Task requirements:
Exactly the lines between the line containing "Write a component" and the line containing "Search, Settings, X", together with those two lines, are to be output.

Data shown:
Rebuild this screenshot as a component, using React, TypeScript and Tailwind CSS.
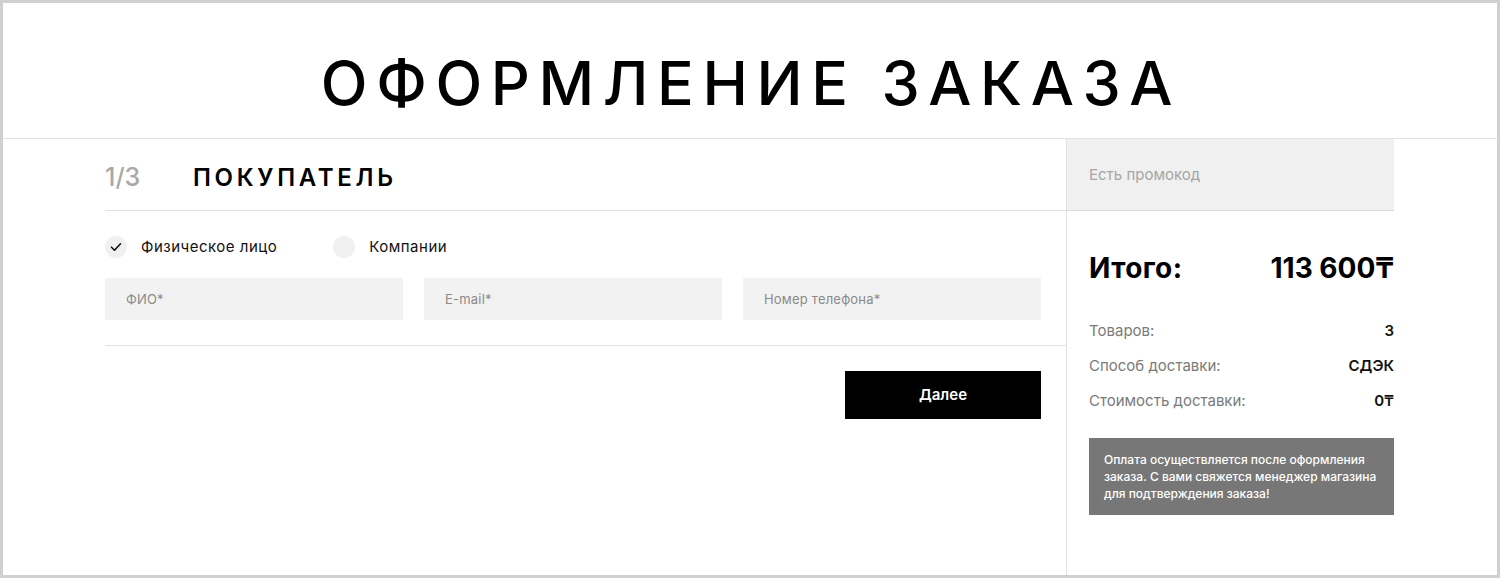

==

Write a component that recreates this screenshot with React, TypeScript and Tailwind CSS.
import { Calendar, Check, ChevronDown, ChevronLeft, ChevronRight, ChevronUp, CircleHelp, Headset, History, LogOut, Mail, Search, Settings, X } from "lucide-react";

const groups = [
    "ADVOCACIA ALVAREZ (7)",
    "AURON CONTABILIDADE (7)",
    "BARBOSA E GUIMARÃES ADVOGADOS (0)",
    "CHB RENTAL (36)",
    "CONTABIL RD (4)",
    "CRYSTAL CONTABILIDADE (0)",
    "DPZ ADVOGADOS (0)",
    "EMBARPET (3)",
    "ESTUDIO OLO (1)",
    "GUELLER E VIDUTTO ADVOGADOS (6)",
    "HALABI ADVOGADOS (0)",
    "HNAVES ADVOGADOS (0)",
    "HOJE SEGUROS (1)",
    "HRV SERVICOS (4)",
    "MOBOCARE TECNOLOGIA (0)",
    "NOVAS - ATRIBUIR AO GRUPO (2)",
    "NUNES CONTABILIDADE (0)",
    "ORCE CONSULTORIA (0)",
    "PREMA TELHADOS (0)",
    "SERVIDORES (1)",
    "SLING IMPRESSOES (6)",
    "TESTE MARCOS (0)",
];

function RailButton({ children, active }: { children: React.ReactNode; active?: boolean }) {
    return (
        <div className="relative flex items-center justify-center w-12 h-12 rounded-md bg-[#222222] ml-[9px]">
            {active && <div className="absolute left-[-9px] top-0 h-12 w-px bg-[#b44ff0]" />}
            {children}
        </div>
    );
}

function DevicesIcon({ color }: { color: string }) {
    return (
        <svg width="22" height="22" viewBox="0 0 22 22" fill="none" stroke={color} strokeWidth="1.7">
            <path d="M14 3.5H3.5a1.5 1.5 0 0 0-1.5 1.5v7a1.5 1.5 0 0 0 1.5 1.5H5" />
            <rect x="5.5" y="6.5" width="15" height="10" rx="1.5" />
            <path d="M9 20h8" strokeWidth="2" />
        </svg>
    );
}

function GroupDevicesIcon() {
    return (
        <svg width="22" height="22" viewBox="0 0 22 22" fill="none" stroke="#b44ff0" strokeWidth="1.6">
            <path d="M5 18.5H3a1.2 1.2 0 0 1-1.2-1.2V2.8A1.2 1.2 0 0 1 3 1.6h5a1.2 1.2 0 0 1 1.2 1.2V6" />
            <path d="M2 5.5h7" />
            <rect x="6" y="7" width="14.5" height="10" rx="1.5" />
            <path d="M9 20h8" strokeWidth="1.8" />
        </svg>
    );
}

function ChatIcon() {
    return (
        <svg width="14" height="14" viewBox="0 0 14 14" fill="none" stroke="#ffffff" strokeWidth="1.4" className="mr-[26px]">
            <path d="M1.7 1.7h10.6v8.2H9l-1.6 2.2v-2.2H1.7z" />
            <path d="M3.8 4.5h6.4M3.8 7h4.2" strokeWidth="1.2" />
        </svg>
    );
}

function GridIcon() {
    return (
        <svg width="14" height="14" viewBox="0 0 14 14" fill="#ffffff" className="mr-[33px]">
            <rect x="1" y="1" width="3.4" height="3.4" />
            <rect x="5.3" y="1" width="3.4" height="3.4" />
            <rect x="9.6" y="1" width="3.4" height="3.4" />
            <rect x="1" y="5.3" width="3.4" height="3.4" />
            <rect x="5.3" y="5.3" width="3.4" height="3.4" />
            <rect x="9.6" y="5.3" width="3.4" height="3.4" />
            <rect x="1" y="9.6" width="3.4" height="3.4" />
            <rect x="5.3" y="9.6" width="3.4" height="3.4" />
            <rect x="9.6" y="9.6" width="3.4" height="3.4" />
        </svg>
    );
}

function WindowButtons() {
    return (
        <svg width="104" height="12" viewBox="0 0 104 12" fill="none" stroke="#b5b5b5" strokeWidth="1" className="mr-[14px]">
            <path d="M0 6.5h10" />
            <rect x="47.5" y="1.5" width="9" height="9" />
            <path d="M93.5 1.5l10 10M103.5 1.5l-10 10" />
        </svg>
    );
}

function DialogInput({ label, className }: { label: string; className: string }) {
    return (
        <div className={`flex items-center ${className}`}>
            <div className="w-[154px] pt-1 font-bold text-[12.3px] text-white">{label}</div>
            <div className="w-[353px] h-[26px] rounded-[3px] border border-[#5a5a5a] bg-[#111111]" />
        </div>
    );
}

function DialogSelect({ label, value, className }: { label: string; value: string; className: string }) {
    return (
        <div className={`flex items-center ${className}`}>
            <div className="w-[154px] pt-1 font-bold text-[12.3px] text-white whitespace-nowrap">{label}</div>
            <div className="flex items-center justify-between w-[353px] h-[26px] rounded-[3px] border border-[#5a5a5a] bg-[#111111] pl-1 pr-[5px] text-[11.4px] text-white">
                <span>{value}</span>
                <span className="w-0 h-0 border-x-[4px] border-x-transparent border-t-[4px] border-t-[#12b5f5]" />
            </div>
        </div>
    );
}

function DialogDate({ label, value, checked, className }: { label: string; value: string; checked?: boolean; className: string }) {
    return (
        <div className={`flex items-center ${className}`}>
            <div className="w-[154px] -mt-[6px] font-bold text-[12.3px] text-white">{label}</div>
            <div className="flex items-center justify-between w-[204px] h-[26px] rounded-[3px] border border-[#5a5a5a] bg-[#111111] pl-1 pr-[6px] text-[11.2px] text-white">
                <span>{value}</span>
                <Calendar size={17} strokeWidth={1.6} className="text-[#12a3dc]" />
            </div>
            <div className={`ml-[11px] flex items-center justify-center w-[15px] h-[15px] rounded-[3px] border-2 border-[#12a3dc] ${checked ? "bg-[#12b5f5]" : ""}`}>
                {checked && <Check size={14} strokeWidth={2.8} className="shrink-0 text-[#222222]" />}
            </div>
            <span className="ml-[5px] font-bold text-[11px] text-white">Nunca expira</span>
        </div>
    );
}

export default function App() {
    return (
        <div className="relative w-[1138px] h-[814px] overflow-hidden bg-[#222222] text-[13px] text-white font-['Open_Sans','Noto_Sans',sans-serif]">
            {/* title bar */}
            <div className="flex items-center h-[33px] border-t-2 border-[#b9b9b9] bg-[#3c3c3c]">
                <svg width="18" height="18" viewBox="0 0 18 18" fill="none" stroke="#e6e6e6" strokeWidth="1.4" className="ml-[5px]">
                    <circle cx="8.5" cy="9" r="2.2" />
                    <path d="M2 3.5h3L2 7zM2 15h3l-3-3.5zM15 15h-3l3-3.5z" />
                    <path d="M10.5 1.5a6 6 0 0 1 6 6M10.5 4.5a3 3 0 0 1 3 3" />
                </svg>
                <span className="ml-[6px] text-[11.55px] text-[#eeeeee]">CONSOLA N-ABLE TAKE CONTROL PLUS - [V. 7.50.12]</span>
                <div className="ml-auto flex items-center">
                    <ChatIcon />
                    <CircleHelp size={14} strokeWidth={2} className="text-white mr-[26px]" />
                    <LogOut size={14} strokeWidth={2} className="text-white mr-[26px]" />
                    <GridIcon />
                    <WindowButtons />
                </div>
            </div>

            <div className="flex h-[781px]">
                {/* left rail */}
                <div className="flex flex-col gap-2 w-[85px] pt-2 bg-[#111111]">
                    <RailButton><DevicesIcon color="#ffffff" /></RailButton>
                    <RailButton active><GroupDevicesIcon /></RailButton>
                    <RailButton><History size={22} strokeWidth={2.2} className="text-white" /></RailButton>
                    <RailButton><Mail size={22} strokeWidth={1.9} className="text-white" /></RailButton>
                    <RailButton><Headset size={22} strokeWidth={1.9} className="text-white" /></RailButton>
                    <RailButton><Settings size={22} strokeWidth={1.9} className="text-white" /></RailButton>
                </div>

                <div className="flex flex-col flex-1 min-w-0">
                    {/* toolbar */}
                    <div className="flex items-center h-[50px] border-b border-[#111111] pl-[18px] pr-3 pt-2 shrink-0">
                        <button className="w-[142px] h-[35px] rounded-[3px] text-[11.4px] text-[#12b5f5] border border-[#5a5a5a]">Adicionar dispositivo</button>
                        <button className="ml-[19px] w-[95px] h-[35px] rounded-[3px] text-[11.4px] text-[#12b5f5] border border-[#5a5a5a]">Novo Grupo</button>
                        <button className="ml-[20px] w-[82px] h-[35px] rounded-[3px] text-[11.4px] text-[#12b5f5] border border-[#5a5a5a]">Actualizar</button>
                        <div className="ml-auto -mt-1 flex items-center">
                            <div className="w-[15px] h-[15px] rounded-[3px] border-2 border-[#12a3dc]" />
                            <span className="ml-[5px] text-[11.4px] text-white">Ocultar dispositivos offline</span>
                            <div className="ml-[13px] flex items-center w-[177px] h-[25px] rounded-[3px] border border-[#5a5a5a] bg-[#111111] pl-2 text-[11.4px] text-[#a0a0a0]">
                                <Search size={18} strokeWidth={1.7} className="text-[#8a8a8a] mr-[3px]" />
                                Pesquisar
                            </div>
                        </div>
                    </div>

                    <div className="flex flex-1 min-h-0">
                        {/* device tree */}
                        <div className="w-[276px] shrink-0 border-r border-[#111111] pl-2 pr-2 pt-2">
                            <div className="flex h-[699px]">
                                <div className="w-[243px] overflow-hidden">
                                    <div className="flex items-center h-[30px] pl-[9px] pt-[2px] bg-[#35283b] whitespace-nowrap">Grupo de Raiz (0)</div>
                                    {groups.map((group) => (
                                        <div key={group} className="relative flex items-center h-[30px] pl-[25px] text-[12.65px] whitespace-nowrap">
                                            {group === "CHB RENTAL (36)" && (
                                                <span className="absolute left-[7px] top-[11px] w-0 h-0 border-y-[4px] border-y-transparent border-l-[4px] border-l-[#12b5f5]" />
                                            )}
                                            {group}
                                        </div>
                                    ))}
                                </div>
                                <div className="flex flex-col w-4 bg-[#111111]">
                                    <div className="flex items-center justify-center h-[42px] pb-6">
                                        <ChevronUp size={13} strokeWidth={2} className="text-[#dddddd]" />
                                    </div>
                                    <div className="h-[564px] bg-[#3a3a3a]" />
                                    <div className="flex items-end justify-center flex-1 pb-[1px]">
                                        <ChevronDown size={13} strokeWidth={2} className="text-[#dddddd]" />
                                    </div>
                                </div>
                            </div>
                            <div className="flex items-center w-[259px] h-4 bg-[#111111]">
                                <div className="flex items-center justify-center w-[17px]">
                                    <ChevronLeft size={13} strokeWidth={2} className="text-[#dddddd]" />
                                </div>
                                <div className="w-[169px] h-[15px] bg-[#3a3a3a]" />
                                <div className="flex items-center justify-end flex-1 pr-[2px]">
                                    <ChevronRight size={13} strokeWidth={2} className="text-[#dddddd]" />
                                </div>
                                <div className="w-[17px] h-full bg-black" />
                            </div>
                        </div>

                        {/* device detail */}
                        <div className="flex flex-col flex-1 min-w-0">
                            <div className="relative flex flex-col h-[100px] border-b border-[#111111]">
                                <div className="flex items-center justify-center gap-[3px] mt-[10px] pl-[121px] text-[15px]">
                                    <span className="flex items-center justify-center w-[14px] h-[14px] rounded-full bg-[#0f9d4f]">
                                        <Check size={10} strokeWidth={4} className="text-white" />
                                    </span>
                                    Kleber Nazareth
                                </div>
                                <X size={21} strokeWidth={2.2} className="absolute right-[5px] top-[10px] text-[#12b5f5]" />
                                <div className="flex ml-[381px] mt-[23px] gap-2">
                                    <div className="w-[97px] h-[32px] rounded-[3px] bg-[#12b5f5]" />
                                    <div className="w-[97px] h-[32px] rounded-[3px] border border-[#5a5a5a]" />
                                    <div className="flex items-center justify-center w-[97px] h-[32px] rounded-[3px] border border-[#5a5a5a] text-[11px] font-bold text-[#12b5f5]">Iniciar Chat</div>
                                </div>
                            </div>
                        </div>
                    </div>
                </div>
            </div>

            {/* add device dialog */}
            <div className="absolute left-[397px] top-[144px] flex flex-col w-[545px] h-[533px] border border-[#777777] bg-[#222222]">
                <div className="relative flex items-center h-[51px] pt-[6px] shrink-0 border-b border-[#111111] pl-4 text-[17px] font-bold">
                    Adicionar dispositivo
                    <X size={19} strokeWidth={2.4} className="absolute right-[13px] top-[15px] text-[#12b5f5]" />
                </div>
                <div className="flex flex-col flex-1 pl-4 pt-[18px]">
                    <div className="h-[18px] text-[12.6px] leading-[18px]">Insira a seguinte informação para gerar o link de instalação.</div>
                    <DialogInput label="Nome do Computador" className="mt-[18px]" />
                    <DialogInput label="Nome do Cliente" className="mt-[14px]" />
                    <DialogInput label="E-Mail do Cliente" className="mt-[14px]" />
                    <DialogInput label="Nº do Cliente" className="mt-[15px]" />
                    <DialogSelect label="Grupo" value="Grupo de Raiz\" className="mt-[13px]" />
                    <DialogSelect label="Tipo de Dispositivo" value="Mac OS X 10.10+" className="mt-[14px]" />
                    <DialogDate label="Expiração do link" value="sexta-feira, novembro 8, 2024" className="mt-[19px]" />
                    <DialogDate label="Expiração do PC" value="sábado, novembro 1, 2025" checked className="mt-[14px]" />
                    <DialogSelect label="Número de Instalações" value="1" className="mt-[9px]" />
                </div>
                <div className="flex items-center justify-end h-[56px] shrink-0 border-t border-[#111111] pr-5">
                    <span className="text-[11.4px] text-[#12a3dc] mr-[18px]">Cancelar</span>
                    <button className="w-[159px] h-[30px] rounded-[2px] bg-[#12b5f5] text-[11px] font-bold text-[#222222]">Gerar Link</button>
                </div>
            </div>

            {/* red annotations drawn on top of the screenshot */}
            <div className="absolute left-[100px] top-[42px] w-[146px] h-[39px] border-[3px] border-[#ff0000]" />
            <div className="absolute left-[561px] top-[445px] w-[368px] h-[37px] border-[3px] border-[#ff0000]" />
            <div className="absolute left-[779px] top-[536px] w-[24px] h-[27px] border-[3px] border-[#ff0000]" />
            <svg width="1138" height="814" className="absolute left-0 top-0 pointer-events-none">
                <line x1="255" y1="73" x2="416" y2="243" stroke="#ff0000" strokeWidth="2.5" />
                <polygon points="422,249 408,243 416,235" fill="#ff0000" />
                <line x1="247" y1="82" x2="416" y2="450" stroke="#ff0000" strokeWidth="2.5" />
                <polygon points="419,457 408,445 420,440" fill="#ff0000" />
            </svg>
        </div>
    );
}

Exercise solution:
Write a component that recreates this screenshot with React, TypeScript and Tailwind CSS.
import { Calendar, Check, ChevronDown, ChevronLeft, ChevronRight, ChevronUp, CircleHelp, Headset, History, LogOut, Mail, Search, Settings, X } from "lucide-react";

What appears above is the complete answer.